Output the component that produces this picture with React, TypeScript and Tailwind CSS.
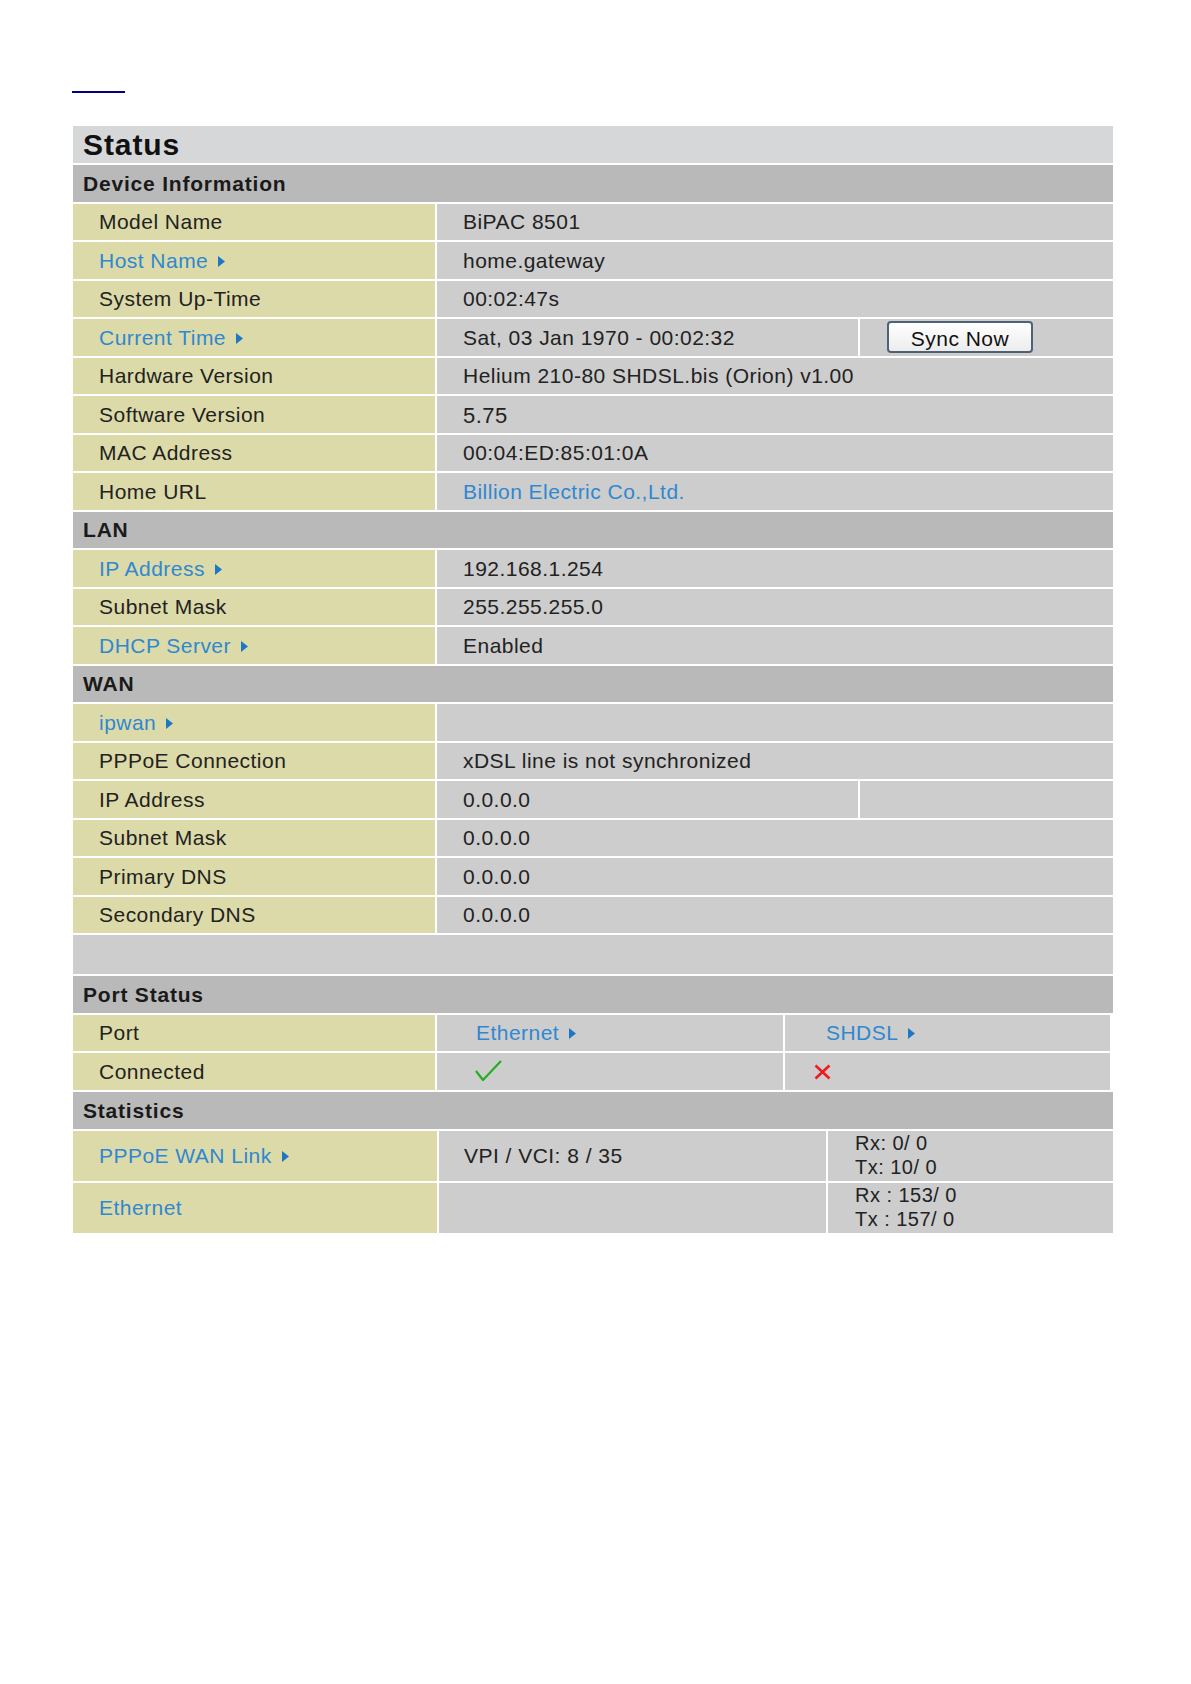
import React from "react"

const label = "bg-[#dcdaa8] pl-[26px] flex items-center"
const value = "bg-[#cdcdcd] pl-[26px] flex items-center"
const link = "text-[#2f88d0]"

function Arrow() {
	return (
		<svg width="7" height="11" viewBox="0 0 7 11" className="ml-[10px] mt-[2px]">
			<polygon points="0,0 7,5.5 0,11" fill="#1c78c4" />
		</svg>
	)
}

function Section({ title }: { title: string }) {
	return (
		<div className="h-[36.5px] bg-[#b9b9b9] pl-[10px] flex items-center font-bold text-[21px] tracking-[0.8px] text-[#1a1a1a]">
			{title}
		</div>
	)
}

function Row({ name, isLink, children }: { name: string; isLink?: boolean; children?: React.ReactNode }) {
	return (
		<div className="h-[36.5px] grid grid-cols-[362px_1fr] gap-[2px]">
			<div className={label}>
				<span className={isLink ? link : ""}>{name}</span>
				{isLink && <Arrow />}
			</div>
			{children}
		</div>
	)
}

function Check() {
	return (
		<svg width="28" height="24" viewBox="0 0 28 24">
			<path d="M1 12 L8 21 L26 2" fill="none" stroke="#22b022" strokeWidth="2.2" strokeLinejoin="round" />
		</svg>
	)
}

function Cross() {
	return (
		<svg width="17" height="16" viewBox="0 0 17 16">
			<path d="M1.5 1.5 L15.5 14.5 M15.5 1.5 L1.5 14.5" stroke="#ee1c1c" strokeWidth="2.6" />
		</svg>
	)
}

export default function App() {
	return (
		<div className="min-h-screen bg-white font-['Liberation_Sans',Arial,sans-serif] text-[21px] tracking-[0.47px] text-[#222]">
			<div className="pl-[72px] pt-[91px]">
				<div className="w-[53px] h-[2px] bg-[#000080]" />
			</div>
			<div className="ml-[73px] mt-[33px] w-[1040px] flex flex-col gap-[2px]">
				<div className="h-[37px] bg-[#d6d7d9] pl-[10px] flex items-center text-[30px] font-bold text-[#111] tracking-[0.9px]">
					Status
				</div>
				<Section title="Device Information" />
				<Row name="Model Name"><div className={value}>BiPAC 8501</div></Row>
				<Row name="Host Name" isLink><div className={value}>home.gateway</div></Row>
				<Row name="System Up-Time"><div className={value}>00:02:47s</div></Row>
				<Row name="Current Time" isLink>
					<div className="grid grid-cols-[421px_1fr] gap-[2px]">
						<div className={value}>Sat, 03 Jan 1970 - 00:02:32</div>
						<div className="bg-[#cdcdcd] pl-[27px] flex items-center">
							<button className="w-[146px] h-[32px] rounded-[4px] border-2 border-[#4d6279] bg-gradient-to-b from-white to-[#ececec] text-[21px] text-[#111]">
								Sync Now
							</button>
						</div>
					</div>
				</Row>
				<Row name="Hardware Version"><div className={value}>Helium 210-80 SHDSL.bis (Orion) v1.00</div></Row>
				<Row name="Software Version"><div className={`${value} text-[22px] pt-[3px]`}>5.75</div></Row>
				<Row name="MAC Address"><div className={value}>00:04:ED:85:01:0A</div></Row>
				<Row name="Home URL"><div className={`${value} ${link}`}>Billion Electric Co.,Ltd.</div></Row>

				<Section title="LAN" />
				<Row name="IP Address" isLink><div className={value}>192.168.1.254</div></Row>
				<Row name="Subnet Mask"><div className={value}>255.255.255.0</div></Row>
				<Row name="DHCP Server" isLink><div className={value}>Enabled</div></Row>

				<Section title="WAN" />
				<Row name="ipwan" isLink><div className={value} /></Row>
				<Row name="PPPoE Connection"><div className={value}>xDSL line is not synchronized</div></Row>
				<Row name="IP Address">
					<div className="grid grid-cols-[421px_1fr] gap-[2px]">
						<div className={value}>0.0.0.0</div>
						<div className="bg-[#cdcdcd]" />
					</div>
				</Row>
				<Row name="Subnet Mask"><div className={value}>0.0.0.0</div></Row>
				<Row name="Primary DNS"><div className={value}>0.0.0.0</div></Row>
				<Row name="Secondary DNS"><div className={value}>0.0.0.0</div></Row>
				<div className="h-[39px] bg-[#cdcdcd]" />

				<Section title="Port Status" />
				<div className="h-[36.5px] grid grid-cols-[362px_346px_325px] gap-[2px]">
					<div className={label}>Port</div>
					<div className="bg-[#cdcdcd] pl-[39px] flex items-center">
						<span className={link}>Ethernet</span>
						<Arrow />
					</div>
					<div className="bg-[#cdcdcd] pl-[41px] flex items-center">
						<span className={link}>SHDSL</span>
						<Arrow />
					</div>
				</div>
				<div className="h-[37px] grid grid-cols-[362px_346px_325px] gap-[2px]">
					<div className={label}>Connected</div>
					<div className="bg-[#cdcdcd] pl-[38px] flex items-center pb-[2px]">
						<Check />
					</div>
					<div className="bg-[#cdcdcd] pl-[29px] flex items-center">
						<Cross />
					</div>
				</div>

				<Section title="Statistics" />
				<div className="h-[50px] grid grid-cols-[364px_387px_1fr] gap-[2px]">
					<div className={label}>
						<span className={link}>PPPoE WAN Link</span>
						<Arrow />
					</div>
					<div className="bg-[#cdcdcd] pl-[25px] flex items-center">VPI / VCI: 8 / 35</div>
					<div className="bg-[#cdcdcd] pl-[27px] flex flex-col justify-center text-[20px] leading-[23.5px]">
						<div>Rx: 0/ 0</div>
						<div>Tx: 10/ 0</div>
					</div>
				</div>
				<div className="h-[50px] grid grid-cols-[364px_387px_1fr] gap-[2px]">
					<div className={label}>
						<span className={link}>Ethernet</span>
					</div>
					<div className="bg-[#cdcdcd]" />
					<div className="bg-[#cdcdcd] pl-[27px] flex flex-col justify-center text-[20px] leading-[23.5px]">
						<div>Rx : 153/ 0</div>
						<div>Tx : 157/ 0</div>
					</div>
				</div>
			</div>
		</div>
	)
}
▬▬▬▬▬▬▬▬▬▬
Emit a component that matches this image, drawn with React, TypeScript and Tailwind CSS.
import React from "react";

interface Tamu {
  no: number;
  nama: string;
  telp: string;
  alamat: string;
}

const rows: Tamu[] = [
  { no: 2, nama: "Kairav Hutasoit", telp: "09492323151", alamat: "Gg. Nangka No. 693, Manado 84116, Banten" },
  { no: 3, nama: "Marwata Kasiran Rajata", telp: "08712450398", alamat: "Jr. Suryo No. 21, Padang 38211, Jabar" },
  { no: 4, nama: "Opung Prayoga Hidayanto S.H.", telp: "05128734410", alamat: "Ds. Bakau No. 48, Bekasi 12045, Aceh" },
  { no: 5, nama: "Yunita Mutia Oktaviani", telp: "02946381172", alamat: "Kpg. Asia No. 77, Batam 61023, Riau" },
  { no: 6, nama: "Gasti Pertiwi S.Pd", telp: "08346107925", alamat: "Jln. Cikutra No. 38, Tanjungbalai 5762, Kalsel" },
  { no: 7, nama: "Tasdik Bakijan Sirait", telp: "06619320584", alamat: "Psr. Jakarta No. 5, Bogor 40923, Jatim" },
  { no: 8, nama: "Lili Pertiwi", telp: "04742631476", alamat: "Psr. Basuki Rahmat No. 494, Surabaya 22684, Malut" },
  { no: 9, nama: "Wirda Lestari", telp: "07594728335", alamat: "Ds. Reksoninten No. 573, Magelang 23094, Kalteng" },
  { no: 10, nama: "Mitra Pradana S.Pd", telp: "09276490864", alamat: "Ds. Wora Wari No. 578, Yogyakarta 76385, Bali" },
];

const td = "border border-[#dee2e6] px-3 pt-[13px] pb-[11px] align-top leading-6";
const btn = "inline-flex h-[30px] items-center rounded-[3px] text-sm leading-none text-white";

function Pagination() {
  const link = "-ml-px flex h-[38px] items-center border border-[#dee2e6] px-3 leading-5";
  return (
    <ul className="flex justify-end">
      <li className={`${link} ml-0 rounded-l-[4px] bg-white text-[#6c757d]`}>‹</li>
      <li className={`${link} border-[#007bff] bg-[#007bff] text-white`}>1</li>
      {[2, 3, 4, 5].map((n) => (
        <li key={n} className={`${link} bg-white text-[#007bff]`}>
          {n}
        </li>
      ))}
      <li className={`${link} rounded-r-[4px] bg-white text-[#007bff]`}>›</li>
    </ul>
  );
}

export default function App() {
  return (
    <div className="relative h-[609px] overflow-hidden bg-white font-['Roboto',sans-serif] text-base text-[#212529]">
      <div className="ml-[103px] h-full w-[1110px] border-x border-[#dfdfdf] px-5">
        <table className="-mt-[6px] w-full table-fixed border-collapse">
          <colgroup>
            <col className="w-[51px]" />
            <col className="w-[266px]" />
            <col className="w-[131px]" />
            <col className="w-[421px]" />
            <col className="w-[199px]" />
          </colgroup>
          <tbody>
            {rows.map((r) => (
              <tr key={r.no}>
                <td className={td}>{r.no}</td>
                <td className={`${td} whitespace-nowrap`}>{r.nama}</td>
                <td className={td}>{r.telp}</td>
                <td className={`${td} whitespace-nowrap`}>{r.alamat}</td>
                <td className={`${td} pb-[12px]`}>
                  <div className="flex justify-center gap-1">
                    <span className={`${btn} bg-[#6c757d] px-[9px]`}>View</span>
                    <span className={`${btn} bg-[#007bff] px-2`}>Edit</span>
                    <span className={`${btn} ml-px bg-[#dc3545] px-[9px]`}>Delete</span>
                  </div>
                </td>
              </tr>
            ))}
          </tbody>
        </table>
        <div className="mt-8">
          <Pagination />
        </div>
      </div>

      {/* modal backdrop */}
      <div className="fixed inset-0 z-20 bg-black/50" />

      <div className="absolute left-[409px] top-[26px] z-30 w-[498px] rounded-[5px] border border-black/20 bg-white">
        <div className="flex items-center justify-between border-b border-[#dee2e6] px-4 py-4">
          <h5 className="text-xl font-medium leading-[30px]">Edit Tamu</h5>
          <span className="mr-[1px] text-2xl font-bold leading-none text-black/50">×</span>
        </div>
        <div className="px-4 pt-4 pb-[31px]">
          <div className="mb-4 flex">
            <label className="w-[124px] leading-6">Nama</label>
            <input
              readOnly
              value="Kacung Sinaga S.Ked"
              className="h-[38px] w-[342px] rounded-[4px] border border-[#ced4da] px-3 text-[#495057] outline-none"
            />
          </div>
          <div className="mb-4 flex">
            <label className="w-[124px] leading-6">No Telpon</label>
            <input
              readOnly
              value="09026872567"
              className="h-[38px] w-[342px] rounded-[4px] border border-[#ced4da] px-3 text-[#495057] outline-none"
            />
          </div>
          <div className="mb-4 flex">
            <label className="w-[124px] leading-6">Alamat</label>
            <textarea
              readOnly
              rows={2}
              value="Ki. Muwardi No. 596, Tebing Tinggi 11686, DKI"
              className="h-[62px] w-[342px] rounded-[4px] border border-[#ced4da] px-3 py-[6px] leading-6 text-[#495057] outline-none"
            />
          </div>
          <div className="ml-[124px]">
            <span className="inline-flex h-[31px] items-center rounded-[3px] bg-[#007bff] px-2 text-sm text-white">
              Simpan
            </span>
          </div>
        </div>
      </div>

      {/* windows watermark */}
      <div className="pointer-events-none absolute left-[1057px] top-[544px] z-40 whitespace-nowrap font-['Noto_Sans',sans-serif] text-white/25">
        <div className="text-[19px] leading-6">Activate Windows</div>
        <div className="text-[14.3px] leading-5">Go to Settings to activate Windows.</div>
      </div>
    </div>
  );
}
▬▬▬▬▬▬▬▬▬▬
How many of these lines contain "that"? Write only the number.

2